Di contro, trovo altrettanto sessista raccontare le donne islamiche come abitate e succubi di un codice, salvo fatto il caso di alcune nazioni dove questo codice è imposto per legge. E penso che sia interessante rispettare la rinarrazione la riconfigurazione di un oggetto simbolico, come il velo una sua sorta di ricostruzione postmoderna e riproposta in modo politicizzato. Questa cosa la trovo interessante. 

Tuttavia, ragionare sulle donne islamiche il sistema sesso genere nei vari segmenti del mondo islamico, mi ha fatto mettere a fuoco meglio cosa rende le culture che io considero maschiliste per me problematiche politicamente, più di quanto siano le culture con apertura femminista. Il gradiente che varia di intensità è quello che divide il pubblico dal privato. Più maschilista è un progetto politico, più il privato è separato dal pubblico, mentre più un contesto sociale ha aperture femministe più il privato è mischiato con il pubblico legittimato e normato e quindi protetto. Di questo privato sono considerate principalmente titolari le donne, perché potendo essere madri sono quelle che generano privato, generano campi relazionali, in coloro i quali non possono generare con il loro corpo – gli uomini –  generano il pensiero  di essere soggetti di un potente campo gravitazionale, avvertito come sacro per un verso – pericoloso per un altro. Per cui, mentre il velo è un oggetto simbolico che muoversi in diversi contesti – società gravemente maschiliste fino a quelle misogine che cioè puniscono le donne per il potere che dimostrano, si somigliano tutte grandemente. 
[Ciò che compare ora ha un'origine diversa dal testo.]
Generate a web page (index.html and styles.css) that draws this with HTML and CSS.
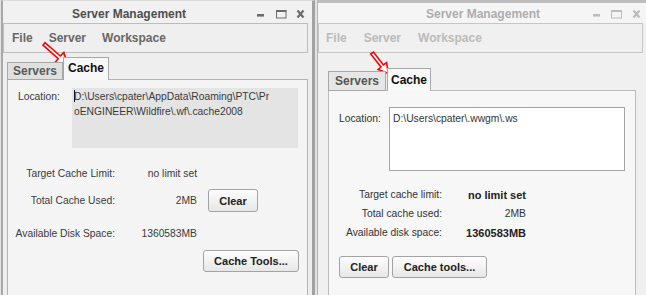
FILE: index.html
```html
<!DOCTYPE html>
<html lang="en">
<head>
  <meta charset="UTF-8">
  <title>Server Management – Cache</title>
  <link rel="stylesheet" href="styles.css">
</head>
<body>
  <div class="shot">
    <!-- old dialog -->
    <div class="win win-old">
      <div class="titlebar">
        <div class="title">Server Management</div>
        <svg class="ctrls" width="48" height="10" viewBox="0 0 48 10">
          <rect x="0" y="5" width="7" height="2.6"/>
          <rect class="hollow" x="19.5" y="1.5" width="9.5" height="7.5"/>
          <rect x="19" y="1" width="10.5" height="2"/>
          <path class="x" d="M40.5 1.5 L46.5 8.5 M46.5 1.5 L40.5 8.5"/>
        </svg>
      </div>
      <div class="menubar">
        <span>File</span><span>Server</span><span>Workspace</span>
      </div>
      <div class="tabs">
        <div class="tab">Servers</div>
        <div class="tab active">Cache</div>
      </div>
      <div class="panel">
        <div class="loc-row">
          <div class="loc-label">Location:</div>
          <div class="loc-field"><span class="caret"></span>D:\Users\cpater\AppData\Roaming\PTC\Pr<br>oENGINEER\Wildfire\.wf\.cache2008</div>
        </div>
        <div class="row row-a">
          <div class="lbl">Target Cache Limit:</div>
          <div class="val">no limit set</div>
        </div>
        <div class="row row-b">
          <div class="lbl">Total Cache Used:</div>
          <div class="val">2MB</div>
          <button class="btn btn-clear">Clear</button>
        </div>
        <div class="row row-c">
          <div class="lbl">Available Disk Space:</div>
          <div class="val">1360583MB</div>
        </div>
        <div class="row row-d">
          <button class="btn btn-tools">Cache Tools...</button>
        </div>
      </div>
    </div>

    <!-- new dialog -->
    <div class="win win-new">
      <div class="titlebar">
        <div class="title">Server Management</div>
        <svg class="ctrls" width="48" height="10" viewBox="0 0 48 10">
          <rect x="0" y="5" width="7" height="2.6"/>
          <rect class="hollow" x="18.5" y="1.5" width="10" height="7.5"/>
          <rect x="18" y="1" width="11" height="2"/>
          <path class="x" d="M40.5 1.5 L46.5 8.5 M46.5 1.5 L40.5 8.5"/>
        </svg>
      </div>
      <div class="menubar">
        <span>File</span><span>Server</span><span>Workspace</span>
      </div>
      <div class="tabs">
        <div class="tab">Servers</div>
        <div class="tab active">Cache</div>
      </div>
      <div class="panel">
        <div class="loc-row">
          <div class="loc-label">Location:</div>
          <div class="loc-field">D:\Users\cpater\.wwgm\.ws</div>
        </div>
        <div class="rows">
          <div class="row">
            <div class="lbl">Target cache limit:</div>
            <div class="val strong">no limit set</div>
          </div>
          <div class="row">
            <div class="lbl">Total cache used:</div>
            <div class="val">2MB</div>
          </div>
          <div class="row">
            <div class="lbl">Available disk space:</div>
            <div class="val strong">1360583MB</div>
          </div>
        </div>
        <div class="btn-row">
          <button class="btn btn-clear">Clear</button>
          <button class="btn btn-tools">Cache tools...</button>
        </div>
      </div>
    </div>

    <!-- red callout arrows pointing at the Cache tabs -->
    <svg class="marks" width="646" height="295" viewBox="0 0 646 295">
      <polygon points="45,42.6 60.3,56 63.8,52.6 67.5,64.5 55.2,62.2 58.2,58.7 43,45.2"/>
      <polygon points="373.4,52 383.4,65 386.6,62.6 388.3,73.4 378.2,69.4 381,67 370.7,54"/>
    </svg>
  </div>
</body>
</html>
```

FILE: styles.css
```css
* {
  box-sizing: border-box;
}
html, body {
  margin: 0;
}
body {
  width: 646px;
  height: 295px;
  overflow: hidden;
  background: #e2e2e2;
  font-family: "Liberation Sans", Arial, sans-serif;
  color: #333;
}
.shot {
  position: relative;
  display: flex;
  height: 295px;
  padding-left: 1px;
}

/* windows */
.win {
  display: flex;
  flex-direction: column;
  background: #eeeeee;
  overflow: hidden;
}
.win-old {
  width: 314px;
  margin-right: 2px;
  border-left: 2px solid #a9a9a9;
  border-right: 3px solid #a2a2a2;
  border-top: 1px solid #dadada;
}
.win-new {
  flex: 1;
  border-left: 1px solid #b6b6b6;
  border-top: 3px solid #bdbdbd;
  background: #f0f0f0;
}

/* title bar */
.titlebar {
  display: flex;
  align-items: center;
  height: 22px;
  padding-top: 3px;
  background: #f1f1f1;
}
.win-new .titlebar {
  height: 20px;
  padding-top: 1px;
  background: #f5f5f5;
}
.title {
  flex: 1;
  font-size: 12px;
  font-weight: bold;
  color: #4e4e4e;
  padding-left: 69px;
}
.win-new .title {
  padding-left: 108px;
  color: #adadad;
}
.ctrls {
  margin-right: 7px;
  fill: #6c6c6c;
  stroke: #6c6c6c;
}
.win-new .ctrls {
  margin-right: 5px;
  fill: #bcbcbc;
  stroke: #bcbcbc;
}
.ctrls rect {
  stroke: none;
}
.ctrls .hollow {
  fill: none;
  stroke: inherit;
  stroke-width: 1;
}
.ctrls .x {
  fill: none;
  stroke-width: 2.2;
}

/* menu bar */
.menubar {
  display: flex;
  align-items: center;
  gap: 16px;
  height: 30px;
  margin-right: 4px;
  padding-left: 8px;
  border: 1px solid #bdbdbd;
  background: #efefef;
  font-size: 12px;
  font-weight: bold;
  color: #676767;
}
.win-new .menubar {
  margin-right: 3px;
  padding-left: 7px;
  gap: 17px;
  border-color: #c6c6c6;
  background: #f0f0f0;
  color: #bbbbbb;
}

/* tabs */
.tabs {
  position: relative;
  z-index: 1;
  display: flex;
  align-items: flex-end;
  margin: 4px 0 -1px 4px;
}
.win-new .tabs {
  margin: 15px 0 -1px 10px;
}
.tab {
  height: 18px;
  width: 56px;
  border: 1px solid #a8a8a8;
  background: #e0e0e0;
  font-size: 12px;
  font-weight: bold;
  line-height: 16px;
  text-align: center;
  color: #5a5a5a;
}
.tab.active {
  width: 46px;
  height: 23px;
  line-height: 21px;
  border-bottom: none;
  background: #f7f7f7;
  color: #111;
}
.win-new .tab {
  width: 58px;
  height: 20px;
  line-height: 18px;
  margin-right: 1px;
  background: #e6e6e6;
  color: #555;
}
.win-new .tab.active {
  width: 44px;
  height: 23px;
  line-height: 22px;
  margin-right: 0;
  background: #f9f9f9;
  color: #111;
}

/* cache panel */
.panel {
  flex: 1;
  width: 301px;
  margin-left: 4px;
  padding: 8px 9px 0 10px;
  border: 1px solid #b4b4b4;
  border-bottom: none;
  background-color: #f7f7f7;
  background-image: repeating-conic-gradient(#f2f2f2 0 25%, transparent 0 50%);
  background-size: 2px 2px;
  font-size: 10.3px;
  color: #3a3a3a;
}
.win-new .panel {
  width: 308px;
  margin-left: 10px;
  padding: 16px 10px 0 10px;
  border-color: #bcbcbc;
  background-color: #f9f9f9;
  background-image: repeating-conic-gradient(#f5f5f5 0 25%, transparent 0 50%);
  color: #333;
}
.loc-row {
  display: flex;
}
.loc-label {
  width: 54px;
  padding-top: 1px;
  line-height: 15px;
}
.loc-field {
  flex: 1;
  height: 60px;
  padding: 1px 2px 0 2px;
  line-height: 15px;
  background: #e4e4e4;
}
.caret {
  display: inline-block;
  width: 1px;
  height: 12px;
  margin-right: -1px;
  vertical-align: -2px;
  background: #111;
}
.win-new .loc-label {
  width: 50px;
  padding-top: 4px;
}
.win-new .loc-field {
  height: 64px;
  padding: 3px 3px 0 3px;
  border: 1px solid #a4a4a4;
  background: #fff;
}

.row {
  display: flex;
  align-items: center;
  height: 20px;
  margin-left: -10px;
}
.lbl {
  width: 107px;
  text-align: right;
  white-space: nowrap;
}
.val {
  width: 82px;
  text-align: right;
  white-space: nowrap;
}
.row-a {
  margin-top: 15px;
}
.row-b {
  height: 23px;
  margin-top: 6px;
}
.row-c {
  margin-top: 11px;
}
.row-d {
  height: 22px;
  margin-top: 7px;
  margin-right: -1px;
  justify-content: flex-end;
}

.win-new .rows {
  margin-top: 14px;
}
.win-new .row {
  height: 19px;
}
.win-new .lbl {
  width: 113px;
}
.win-new .val {
  width: 84px;
}
.val.strong {
  font-size: 11px;
  font-weight: bold;
  color: #222;
}
.btn-row {
  display: flex;
  gap: 3px;
  margin-top: 14px;
}

/* buttons */
.btn {
  height: 22px;
  padding: 0;
  border: 1px solid #a3a3a3;
  border-radius: 3px;
  background: linear-gradient(#fdfdfd, #e7e7e7);
  font-family: "Liberation Sans", Arial, sans-serif;
  font-size: 11px;
  font-weight: bold;
  color: #222;
}
.btn-clear {
  width: 50px;
}
.row-b .btn-clear {
  height: 23px;
  margin-left: 11px;
}
.btn-tools {
  width: 96px;
}
.win-new .btn-tools {
  width: 95px;
}

/* callout arrows */
.marks {
  position: absolute;
  top: 0;
  left: 0;
  pointer-events: none;
}
.marks polygon {
  fill: #fff;
  stroke: #ff0000;
  stroke-width: 1.6;
  stroke-linejoin: miter;
}
```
Di contro esiste anche un’altra cosa che è importante sottolineare, a cui mi ha fatto pensare un imperfetto ma davvero piacevole e soave film – Barakah meets Barakah, del regista Mahmoud Sabbagh.  Nelle intenzioni del regista questo film è un film sulla morte dello spazio pubblico, che deve parlare di uno spazio pubblico desertificato, perché illecito, e lo fa parlando della complicata storia d’amore tra un impiegato comunale e una ricca instagrammer nella segregazione sessuale dell’Arabia Saudita. Dove la cultura tiene separati i generi in modo radicale e rigidamente gerarchizzato, a non essere liberi sono tutti.